> [TO BE DONE]
In the records below, find each line with the word "styled" and copy it.

>> START

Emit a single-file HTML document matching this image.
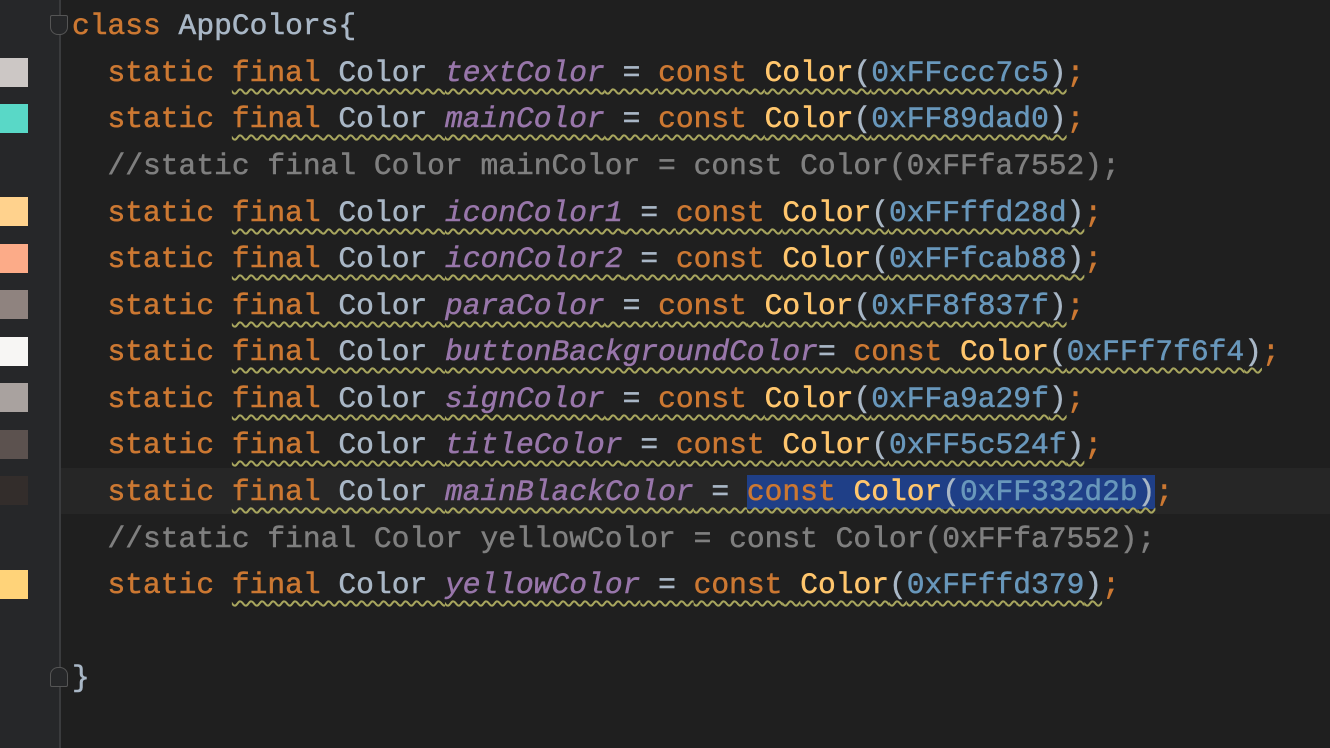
<!DOCTYPE html>
<html><head><style>
body{margin:0;width:1330px;height:748px;background:#1f1f1f;overflow:hidden;position:relative;font-family:"Liberation Mono",monospace;}
.gut{position:absolute;left:0;top:0;width:59px;height:748px;background:#262729;}
.gl{position:absolute;left:59px;top:0;width:2px;height:748px;background:#3a3b3d;}
.cur{position:absolute;left:61px;top:468px;width:1269px;height:46px;background:#262626;}
.sw{position:absolute;left:0;width:28px;height:29px;}
.l{position:absolute;left:72px;height:46px;line-height:46px;font-size:29.6px;white-space:pre;color:#a9b7c6;-webkit-text-stroke:0.5px currentColor;}
.k{color:#cc7832}.c{color:#ffc66d}.n{color:#6897bb}.f{color:#9876aa;font-style:italic}.cm{color:#7f7f7f}
.w{text-decoration:underline wavy #a8a65e;text-decoration-thickness:1.5px;text-underline-offset:7px;}
.sel{background:#1f3f87;}
.fold{position:absolute;left:50px;width:18px;height:20px;border:1.5px solid #555;box-sizing:border-box;background:#262729;}
</style></head><body>
<div class="gut"></div><div class="gl"></div><div class="cur"></div>
<div class="fold" style="top:15px;border-radius:2px 2px 8px 8px"></div>
<div class="fold" style="top:667px;border-radius:8px 8px 2px 2px"></div>
<div class="sw" style="top:58px;background:#ccc7c5"></div>
<div class="sw" style="top:104px;background:#59d8c7"></div>
<div class="sw" style="top:197px;background:#ffd28d"></div>
<div class="sw" style="top:244px;background:#fcab88"></div>
<div class="sw" style="top:290px;background:#8f837f"></div>
<div class="sw" style="top:337px;background:#f7f6f4"></div>
<div class="sw" style="top:383px;background:#a9a29f"></div>
<div class="sw" style="top:430px;background:#5c524f"></div>
<div class="sw" style="top:476px;background:#332d2b"></div>
<div class="sw" style="top:570px;background:#ffd379"></div>
<div class="l" style="top:3px"><span class="k">class</span> AppColors{</div>
<div class="l" style="top:50px">  <span class="k">static</span> <span class="w"><span class="k">final</span> Color <span class="f">textColor</span> = <span class="k">const</span> <span class="c">Color</span>(<span class="n">0xFFccc7c5</span>)</span><span class="k">;</span></div>
<div class="l" style="top:96px">  <span class="k">static</span> <span class="w"><span class="k">final</span> Color <span class="f">mainColor</span> = <span class="k">const</span> <span class="c">Color</span>(<span class="n">0xFF89dad0</span>)</span><span class="k">;</span></div>
<div class="l cm" style="top:143px">  //static final Color mainColor = const Color(0xFFfa7552);</div>
<div class="l" style="top:190px">  <span class="k">static</span> <span class="w"><span class="k">final</span> Color <span class="f">iconColor1</span> = <span class="k">const</span> <span class="c">Color</span>(<span class="n">0xFFffd28d</span>)</span><span class="k">;</span></div>
<div class="l" style="top:236px">  <span class="k">static</span> <span class="w"><span class="k">final</span> Color <span class="f">iconColor2</span> = <span class="k">const</span> <span class="c">Color</span>(<span class="n">0xFFfcab88</span>)</span><span class="k">;</span></div>
<div class="l" style="top:283px">  <span class="k">static</span> <span class="w"><span class="k">final</span> Color <span class="f">paraColor</span> = <span class="k">const</span> <span class="c">Color</span>(<span class="n">0xFF8f837f</span>)</span><span class="k">;</span></div>
<div class="l" style="top:329px">  <span class="k">static</span> <span class="w"><span class="k">final</span> Color <span class="f">buttonBackgroundColor</span>= <span class="k">const</span> <span class="c">Color</span>(<span class="n">0xFFf7f6f4</span>)</span><span class="k">;</span></div>
<div class="l" style="top:376px">  <span class="k">static</span> <span class="w"><span class="k">final</span> Color <span class="f">signColor</span> = <span class="k">const</span> <span class="c">Color</span>(<span class="n">0xFFa9a29f</span>)</span><span class="k">;</span></div>
<div class="l" style="top:422px">  <span class="k">static</span> <span class="w"><span class="k">final</span> Color <span class="f">titleColor</span> = <span class="k">const</span> <span class="c">Color</span>(<span class="n">0xFF5c524f</span>)</span><span class="k">;</span></div>
<div class="l" style="top:469px">  <span class="k">static</span> <span class="w"><span class="k">final</span> Color <span class="f">mainBlackColor</span> = <span class="sel"><span class="k">const</span> <span class="c">Color</span>(<span class="n">0xFF332d2b</span>)</span></span><span class="k">;</span></div>
<div class="l cm" style="top:516px">  //static final Color yellowColor = const Color(0xFFfa7552);</div>
<div class="l" style="top:562px">  <span class="k">static</span> <span class="w"><span class="k">final</span> Color <span class="f">yellowColor</span> = <span class="k">const</span> <span class="c">Color</span>(<span class="n">0xFFffd379</span>)</span><span class="k">;</span></div>
<div class="l" style="top:655px">}</div>
</body></html>
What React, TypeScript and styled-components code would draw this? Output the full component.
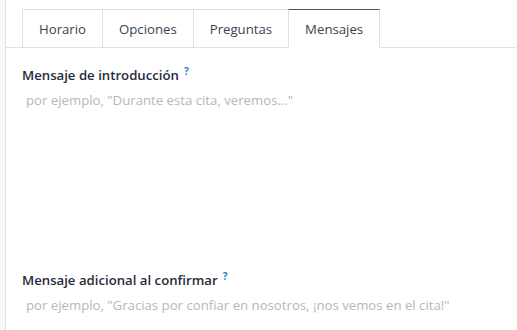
import React from "react";
import styled, { createGlobalStyle } from "styled-components";

const Global = createGlobalStyle`
  html, body { margin: 0; padding: 0; background: #ffffff; }
  body { font-family: "Open Sans", "Noto Sans", sans-serif; font-size: 13.2px; }
`;

const Page = styled.div`
  display: flex;
  width: 517px;
  height: 330px;
  overflow: hidden;
`;

const SideStrip = styled.div`
  width: 5px;
  flex: none;
  background: #f8f9fa;
  border-right: 1px solid #dee2e6;
`;

const Main = styled.div`
  flex: 1;
  display: flex;
  flex-direction: column;
  padding-top: 9px;
  padding-right: 1px;
`;

const TabBar = styled.ul`
  display: flex;
  margin: 0;
  padding: 0 0 0 16px;
  list-style: none;
  border-bottom: 1px solid #dee2e6;
`;

const Tab = styled.li<{ $active?: boolean }>`
  box-sizing: border-box;
  height: 39px;
  margin-bottom: -1px;
  margin-left: -1px;
  &:first-child { margin-left: 0; }
  padding: 0 16px;
  display: flex;
  align-items: center;
  color: #3b4352;
  background: #fff;
  border: 1px solid #dee2e6;
  border-top-color: ${(p) => (p.$active ? "#5e4b5d" : "#dee2e6")};
  border-bottom-color: ${(p) => (p.$active ? "#ffffff" : "#dee2e6")};
  position: relative;
  z-index: ${(p) => (p.$active ? 1 : 0)};
`;

const Body = styled.div`
  padding: 17px 16px 0 16px;
  display: flex;
  flex-direction: column;
`;

const Field = styled.div`
  display: flex;
  flex-direction: column;
  & + & { margin-top: 16px; }
`;

const Label = styled.div`
  line-height: 20px;
  font-weight: 600;
  color: #272c3a;
  margin-bottom: 5px;
`;

const Help = styled.sup`
  color: #1a85c2;
  font-size: 10px;
  font-weight: 700;
  margin-left: 5px;
  vertical-align: top;
  position: relative;
  top: -4px;
`;

const Editor = styled.div<{ $tall?: boolean }>`
  min-height: ${(p) => (p.$tall ? "164px" : "20px")};
  padding: 0 4px;
  line-height: 20px;
  color: #b3b8be;
`;

export default function App() {
  const tabs = ["Horario", "Opciones", "Preguntas", "Mensajes"];
  return (
    <>
      <Global />
      <Page>
        <SideStrip />
        <Main>
          <TabBar>
            {tabs.map((t) => (
              <Tab key={t} $active={t === "Mensajes"}>
                {t}
              </Tab>
            ))}
          </TabBar>
          <Body>
            <Field>
              <Label>
                Mensaje de introducción<Help>?</Help>
              </Label>
              <Editor $tall>por ejemplo, "Durante esta cita, veremos..."</Editor>
            </Field>
            <Field>
              <Label>
                Mensaje adicional al confirmar<Help>?</Help>
              </Label>
              <Editor>por ejemplo, "Gracias por confiar en nosotros, ¡nos vemos en el cita!"</Editor>
            </Field>
          </Body>
        </Main>
      </Page>
    </>
  );
}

>> END

> [FINISHED ANSWER]
What React, TypeScript and styled-components code would draw this? Output the full component.
import styled, { createGlobalStyle } from "styled-components";
const Page = styled.div`
const SideStrip = styled.div`
const Main = styled.div`
const TabBar = styled.ul`
const Tab = styled.li<{ $active?: boolean }>`
const Body = styled.div`
const Field = styled.div`
const Label = styled.div`
const Help = styled.sup`
const Editor = styled.div<{ $tall?: boolean }>`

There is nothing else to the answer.